Pete Thamel is an award-winning sports journalist who covers football for Yahoo Sports. He has also worked for Sports Illustrated and the New York Times and has been covering football for a living since he graduated from Syracuse’s Newhouse School of Public Communications in 1999.
We caught up with Thamel for this week’s Friday Five…
1. Who is your biggest mentor?
The two biggest mentors I’ve had in my career are Peter King at Sports Illustrated and Joe Drape from the New York Times. They were both relentlessly generous with their time and resources, giving constant feedback to help me develop in this profession. It wasn’t always rainbows and lollipops, but that is what you need in this business.
2. How did you get started in the sports media business?
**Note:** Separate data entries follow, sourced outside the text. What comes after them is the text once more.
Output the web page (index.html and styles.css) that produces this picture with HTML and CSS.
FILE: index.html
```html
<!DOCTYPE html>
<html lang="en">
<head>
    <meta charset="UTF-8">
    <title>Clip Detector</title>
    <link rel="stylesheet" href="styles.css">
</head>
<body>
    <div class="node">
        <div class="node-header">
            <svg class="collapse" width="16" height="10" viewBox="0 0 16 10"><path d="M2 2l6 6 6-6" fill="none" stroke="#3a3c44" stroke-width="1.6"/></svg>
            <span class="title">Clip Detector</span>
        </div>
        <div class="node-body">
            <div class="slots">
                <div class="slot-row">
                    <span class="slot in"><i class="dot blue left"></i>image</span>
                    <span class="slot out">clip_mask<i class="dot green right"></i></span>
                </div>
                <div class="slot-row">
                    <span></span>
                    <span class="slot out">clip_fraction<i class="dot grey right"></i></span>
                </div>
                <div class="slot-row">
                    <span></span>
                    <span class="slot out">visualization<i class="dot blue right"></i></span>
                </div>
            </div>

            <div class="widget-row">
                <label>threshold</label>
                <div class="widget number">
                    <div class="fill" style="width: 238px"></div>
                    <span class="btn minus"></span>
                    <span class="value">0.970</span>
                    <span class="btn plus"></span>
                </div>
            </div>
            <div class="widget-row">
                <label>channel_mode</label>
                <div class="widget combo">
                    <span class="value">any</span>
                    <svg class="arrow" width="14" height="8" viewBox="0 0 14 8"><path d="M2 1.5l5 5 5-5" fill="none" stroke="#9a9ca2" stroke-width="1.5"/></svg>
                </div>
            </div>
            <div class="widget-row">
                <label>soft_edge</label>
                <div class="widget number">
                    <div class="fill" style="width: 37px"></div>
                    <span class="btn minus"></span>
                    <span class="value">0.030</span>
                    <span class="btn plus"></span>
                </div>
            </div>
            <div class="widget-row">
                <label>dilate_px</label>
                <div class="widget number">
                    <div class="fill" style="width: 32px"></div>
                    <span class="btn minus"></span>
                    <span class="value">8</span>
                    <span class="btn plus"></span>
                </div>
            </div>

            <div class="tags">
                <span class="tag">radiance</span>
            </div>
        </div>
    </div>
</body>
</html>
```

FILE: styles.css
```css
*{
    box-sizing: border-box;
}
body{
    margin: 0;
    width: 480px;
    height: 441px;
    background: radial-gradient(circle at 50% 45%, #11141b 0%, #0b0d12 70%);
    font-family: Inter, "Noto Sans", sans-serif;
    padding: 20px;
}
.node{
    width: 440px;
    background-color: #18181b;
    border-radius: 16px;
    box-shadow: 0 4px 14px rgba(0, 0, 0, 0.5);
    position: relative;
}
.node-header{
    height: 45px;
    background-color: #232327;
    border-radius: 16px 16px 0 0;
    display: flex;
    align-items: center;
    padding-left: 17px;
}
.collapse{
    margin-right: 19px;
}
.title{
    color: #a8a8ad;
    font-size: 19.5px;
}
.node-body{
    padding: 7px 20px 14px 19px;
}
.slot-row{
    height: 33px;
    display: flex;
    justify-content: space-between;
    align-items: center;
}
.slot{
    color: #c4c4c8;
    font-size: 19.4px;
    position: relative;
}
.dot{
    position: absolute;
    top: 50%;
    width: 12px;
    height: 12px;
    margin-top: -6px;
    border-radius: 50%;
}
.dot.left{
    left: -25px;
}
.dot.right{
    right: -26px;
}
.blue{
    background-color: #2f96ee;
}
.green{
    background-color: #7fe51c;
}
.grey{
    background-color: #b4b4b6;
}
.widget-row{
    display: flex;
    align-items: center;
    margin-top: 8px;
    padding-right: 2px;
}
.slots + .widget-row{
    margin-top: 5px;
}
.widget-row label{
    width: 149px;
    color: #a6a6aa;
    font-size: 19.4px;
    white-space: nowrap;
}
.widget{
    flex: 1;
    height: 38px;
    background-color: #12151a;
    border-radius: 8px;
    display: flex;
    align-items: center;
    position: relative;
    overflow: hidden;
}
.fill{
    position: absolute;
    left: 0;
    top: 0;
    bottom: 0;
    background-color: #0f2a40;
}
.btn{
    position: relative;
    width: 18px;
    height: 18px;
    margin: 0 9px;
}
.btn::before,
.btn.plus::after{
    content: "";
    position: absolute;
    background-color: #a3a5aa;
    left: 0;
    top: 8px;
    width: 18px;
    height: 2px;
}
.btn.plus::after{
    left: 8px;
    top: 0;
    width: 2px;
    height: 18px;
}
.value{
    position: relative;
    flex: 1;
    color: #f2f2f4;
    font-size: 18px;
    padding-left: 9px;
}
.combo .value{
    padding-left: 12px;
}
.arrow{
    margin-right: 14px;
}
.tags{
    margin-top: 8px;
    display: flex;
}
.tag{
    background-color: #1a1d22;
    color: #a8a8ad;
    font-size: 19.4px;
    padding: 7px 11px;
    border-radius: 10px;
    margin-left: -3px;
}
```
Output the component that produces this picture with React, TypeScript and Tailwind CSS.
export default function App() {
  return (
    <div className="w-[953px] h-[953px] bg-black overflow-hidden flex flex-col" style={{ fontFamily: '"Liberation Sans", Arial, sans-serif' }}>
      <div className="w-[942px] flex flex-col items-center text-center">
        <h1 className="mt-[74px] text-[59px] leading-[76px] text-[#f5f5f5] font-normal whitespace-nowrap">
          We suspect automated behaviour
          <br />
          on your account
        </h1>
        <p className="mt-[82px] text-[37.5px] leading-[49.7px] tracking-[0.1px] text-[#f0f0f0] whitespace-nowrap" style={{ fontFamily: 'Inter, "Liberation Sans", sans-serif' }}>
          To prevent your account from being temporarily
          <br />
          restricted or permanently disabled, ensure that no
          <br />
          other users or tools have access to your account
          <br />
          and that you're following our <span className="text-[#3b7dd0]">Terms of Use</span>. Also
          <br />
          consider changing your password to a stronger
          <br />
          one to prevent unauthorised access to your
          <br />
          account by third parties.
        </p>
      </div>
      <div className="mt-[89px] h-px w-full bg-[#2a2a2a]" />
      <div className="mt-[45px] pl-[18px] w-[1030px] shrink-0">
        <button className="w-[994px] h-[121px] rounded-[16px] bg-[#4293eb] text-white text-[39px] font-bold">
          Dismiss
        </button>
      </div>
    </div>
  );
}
I got started from a young age. I was the sports editor at my high school paper. Then I was the sports editor of my college newspaper, The Daily Orange at Syracuse. And then my first job was at the Syracuse Post Standard and I just kind of climbed up from there. All were great places to work and for me to develop.
3. What is your favorite part about covering college football?
My favorite part? It’s just a complete and total ludicrous mess, every day, every week, every season. One week you’re in Miami. The next you’re in Eugene. One week you’re in State College and next week you’re in Tempe. And aside from that, college football is really a window into America in a lot of ways. It’s race, it’s class, it’s politics, it’s higher education. It’s red, it’s blue, it’s a microcosm of America and that makes it relentlessly fascinating because everything changes so quickly.
4. What was your most memorable interview?
It’s not football, but my most memorable interview was probably with a guy named Jonathan Hargett who was a highly-rated basketball recruit who ended up in jail. I interviewed him in Chesapeake, Virginia for a New York Times story and that was memorable, not only because of the jailhouse interview setting but because of his story and who he was.
5. If you could invite any three people in history to dinner, who would they be and why?
Bruce Springsteen — Modern poet and seemingly good dude. Also, need to live up to the sportswriter Mad Lib clichés.
John F. Kennedy— He had such a pivotal role in such a volatile time in history. Plus, he and Bruce would hit it off.
Michael Jordan — As we learned on The Last Dance, he’d take it personally if he wasn’t included.